**Task objective:**
Among the entries below, please repeat exactly and only the lines from the line containing "Reproduce this screenshot" to the line containing "<Heading>Image Details</Heading>", both lines included.

[Stored items from a collection]
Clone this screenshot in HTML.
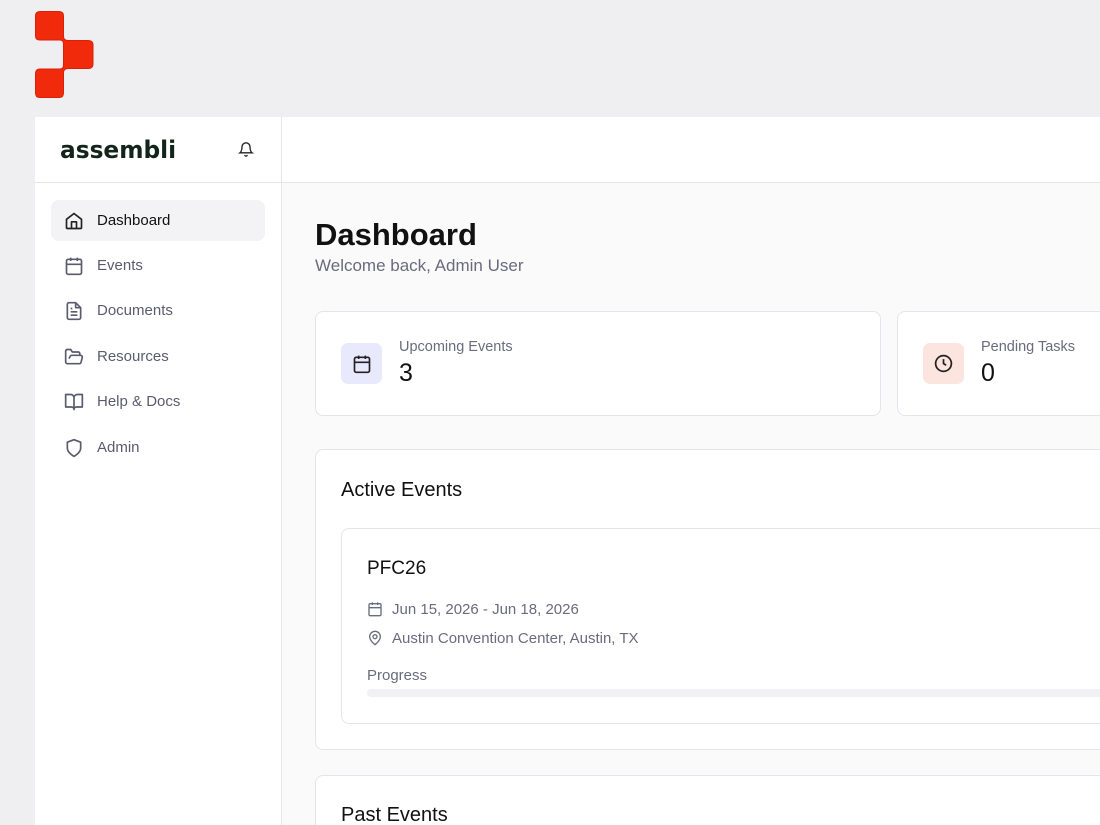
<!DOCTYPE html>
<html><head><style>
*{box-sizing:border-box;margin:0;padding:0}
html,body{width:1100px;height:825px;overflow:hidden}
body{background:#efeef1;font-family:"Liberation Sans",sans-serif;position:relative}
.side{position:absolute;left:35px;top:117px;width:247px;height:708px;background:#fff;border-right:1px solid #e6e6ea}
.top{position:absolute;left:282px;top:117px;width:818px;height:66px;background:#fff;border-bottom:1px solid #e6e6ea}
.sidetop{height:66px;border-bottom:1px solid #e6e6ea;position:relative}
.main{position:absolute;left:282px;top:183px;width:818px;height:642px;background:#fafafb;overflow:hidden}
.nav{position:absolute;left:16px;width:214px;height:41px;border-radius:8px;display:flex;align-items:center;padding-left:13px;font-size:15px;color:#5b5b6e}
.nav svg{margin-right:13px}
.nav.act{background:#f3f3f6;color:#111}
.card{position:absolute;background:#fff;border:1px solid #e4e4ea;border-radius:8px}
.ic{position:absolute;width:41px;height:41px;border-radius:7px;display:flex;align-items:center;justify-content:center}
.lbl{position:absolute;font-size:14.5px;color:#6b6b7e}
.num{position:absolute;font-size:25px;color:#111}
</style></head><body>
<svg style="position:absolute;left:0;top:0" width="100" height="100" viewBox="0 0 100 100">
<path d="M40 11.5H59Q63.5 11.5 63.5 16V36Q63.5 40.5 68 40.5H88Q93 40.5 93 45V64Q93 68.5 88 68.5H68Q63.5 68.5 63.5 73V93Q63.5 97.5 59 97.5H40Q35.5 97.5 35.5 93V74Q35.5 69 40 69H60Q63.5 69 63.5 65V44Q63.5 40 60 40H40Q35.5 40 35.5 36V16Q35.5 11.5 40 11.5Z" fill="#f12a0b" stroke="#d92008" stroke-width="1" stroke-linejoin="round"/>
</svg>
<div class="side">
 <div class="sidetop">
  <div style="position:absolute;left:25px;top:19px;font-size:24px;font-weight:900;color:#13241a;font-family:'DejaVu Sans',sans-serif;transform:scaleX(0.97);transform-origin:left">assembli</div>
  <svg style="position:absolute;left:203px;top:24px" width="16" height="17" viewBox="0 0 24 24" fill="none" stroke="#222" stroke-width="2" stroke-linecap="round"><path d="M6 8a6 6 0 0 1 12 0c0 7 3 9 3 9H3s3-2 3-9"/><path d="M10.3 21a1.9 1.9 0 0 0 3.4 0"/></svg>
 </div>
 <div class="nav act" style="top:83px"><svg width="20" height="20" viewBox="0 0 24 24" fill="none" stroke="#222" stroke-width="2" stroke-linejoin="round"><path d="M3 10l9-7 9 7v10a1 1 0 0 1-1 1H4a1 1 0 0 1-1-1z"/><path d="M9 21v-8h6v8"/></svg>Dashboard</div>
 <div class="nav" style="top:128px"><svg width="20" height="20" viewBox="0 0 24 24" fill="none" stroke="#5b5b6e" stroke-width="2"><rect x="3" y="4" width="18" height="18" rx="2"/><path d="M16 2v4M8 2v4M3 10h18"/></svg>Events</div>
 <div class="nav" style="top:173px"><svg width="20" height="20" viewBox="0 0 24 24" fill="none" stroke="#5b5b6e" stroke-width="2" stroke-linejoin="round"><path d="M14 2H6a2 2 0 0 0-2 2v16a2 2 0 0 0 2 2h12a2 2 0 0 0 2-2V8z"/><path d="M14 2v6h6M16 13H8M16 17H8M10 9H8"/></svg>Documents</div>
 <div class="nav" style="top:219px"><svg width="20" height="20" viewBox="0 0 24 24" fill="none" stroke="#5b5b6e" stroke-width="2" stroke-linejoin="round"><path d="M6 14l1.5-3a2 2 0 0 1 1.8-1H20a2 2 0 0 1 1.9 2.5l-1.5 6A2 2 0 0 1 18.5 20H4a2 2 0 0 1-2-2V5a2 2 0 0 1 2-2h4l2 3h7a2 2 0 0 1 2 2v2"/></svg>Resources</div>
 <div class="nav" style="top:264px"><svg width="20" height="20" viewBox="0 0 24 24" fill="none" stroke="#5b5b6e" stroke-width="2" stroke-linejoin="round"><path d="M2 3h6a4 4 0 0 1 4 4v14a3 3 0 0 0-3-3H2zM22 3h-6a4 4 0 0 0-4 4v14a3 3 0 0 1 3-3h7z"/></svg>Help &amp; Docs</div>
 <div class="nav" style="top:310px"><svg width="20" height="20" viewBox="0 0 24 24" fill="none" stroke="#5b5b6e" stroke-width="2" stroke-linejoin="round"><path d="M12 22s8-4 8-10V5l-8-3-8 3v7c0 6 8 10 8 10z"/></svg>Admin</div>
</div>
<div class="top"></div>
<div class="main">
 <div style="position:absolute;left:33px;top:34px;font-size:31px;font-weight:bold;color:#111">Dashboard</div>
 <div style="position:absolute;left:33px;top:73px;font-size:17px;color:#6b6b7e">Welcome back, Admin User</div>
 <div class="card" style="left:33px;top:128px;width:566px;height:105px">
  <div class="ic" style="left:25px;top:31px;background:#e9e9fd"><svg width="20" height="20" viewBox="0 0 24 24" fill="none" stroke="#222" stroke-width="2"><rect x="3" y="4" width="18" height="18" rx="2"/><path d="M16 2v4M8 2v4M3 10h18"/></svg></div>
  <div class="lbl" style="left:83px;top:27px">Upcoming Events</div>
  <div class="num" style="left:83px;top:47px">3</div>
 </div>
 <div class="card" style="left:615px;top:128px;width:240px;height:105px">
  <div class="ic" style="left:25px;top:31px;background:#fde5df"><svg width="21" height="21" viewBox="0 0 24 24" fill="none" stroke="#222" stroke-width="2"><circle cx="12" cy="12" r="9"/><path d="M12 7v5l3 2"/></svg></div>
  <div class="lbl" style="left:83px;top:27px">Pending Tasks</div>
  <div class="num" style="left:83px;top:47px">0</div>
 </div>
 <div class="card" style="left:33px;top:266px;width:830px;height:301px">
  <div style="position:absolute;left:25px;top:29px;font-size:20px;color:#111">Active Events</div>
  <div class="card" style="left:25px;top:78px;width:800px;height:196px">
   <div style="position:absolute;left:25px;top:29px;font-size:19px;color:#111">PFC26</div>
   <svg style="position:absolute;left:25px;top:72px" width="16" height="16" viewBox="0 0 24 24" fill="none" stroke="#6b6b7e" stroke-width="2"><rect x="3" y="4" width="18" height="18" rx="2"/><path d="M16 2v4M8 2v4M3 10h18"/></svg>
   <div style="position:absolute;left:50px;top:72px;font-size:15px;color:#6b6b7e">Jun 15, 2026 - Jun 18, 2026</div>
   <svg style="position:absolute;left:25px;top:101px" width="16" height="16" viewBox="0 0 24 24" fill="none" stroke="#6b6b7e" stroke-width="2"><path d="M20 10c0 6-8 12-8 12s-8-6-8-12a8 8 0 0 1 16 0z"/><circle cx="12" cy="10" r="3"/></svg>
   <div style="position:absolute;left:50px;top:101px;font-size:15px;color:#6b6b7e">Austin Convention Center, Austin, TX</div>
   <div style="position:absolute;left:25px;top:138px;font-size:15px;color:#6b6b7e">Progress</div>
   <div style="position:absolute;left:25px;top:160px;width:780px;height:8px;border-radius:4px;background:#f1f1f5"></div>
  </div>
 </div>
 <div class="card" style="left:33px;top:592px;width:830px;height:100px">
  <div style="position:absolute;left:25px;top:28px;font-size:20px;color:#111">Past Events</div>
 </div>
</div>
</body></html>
---
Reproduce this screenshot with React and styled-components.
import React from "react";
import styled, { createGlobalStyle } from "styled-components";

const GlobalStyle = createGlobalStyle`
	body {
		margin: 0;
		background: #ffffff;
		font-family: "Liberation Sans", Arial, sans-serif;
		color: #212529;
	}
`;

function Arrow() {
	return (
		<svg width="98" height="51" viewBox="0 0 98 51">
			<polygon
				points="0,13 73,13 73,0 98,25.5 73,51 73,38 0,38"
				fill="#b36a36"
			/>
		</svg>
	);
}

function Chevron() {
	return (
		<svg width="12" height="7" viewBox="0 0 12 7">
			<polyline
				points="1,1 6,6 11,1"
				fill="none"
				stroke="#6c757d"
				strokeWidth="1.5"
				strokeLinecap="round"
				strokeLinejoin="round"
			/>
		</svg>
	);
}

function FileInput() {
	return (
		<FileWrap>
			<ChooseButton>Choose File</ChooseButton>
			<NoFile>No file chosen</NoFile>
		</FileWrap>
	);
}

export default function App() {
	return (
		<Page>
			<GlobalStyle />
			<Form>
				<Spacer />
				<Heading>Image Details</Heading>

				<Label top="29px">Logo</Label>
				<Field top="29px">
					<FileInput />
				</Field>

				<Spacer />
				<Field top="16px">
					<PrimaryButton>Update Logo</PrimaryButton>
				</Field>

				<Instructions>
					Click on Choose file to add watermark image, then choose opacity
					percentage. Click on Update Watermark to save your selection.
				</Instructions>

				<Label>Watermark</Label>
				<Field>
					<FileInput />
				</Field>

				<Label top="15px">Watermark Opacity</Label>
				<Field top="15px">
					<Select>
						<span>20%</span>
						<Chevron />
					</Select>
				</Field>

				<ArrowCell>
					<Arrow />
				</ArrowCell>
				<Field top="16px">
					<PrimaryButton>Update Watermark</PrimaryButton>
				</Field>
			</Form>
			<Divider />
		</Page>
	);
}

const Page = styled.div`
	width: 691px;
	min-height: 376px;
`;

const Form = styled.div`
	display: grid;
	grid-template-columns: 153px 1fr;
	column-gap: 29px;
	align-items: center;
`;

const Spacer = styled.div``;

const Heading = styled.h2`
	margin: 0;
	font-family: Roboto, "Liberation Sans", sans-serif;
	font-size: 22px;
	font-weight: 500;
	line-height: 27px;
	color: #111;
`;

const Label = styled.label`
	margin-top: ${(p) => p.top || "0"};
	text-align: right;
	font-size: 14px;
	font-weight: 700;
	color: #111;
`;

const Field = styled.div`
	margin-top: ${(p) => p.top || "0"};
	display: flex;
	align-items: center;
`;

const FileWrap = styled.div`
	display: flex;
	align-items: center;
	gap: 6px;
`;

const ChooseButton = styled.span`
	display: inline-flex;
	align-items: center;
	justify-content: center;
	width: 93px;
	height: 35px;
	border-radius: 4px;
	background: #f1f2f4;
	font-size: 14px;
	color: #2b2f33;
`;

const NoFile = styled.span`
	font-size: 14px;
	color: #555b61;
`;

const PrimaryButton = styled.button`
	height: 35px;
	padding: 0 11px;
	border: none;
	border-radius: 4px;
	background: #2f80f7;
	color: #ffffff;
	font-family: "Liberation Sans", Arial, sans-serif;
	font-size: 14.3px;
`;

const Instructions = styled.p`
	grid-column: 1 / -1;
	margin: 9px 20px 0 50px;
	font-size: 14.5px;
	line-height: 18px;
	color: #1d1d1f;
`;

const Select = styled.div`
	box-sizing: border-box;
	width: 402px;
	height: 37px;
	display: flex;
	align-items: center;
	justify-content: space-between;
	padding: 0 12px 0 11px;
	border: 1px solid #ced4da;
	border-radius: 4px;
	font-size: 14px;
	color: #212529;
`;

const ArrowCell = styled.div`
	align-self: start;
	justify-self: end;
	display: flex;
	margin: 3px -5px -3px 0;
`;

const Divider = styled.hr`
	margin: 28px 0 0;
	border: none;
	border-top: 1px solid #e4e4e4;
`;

**Reply:**
Reproduce this screenshot with React and styled-components.
import React from "react";
import styled, { createGlobalStyle } from "styled-components";

const GlobalStyle = createGlobalStyle`
	body {
		margin: 0;
		background: #ffffff;
		font-family: "Liberation Sans", Arial, sans-serif;
		color: #212529;
	}
`;

function Arrow() {
	return (
		<svg width="98" height="51" viewBox="0 0 98 51">
			<polygon
				points="0,13 73,13 73,0 98,25.5 73,51 73,38 0,38"
				fill="#b36a36"
			/>
		</svg>
	);
}

function Chevron() {
	return (
		<svg width="12" height="7" viewBox="0 0 12 7">
			<polyline
				points="1,1 6,6 11,1"
				fill="none"
				stroke="#6c757d"
				strokeWidth="1.5"
				strokeLinecap="round"
				strokeLinejoin="round"
			/>
		</svg>
	);
}

function FileInput() {
	return (
		<FileWrap>
			<ChooseButton>Choose File</ChooseButton>
			<NoFile>No file chosen</NoFile>
		</FileWrap>
	);
}

export default function App() {
	return (
		<Page>
			<GlobalStyle />
			<Form>
				<Spacer />
				<Heading>Image Details</Heading>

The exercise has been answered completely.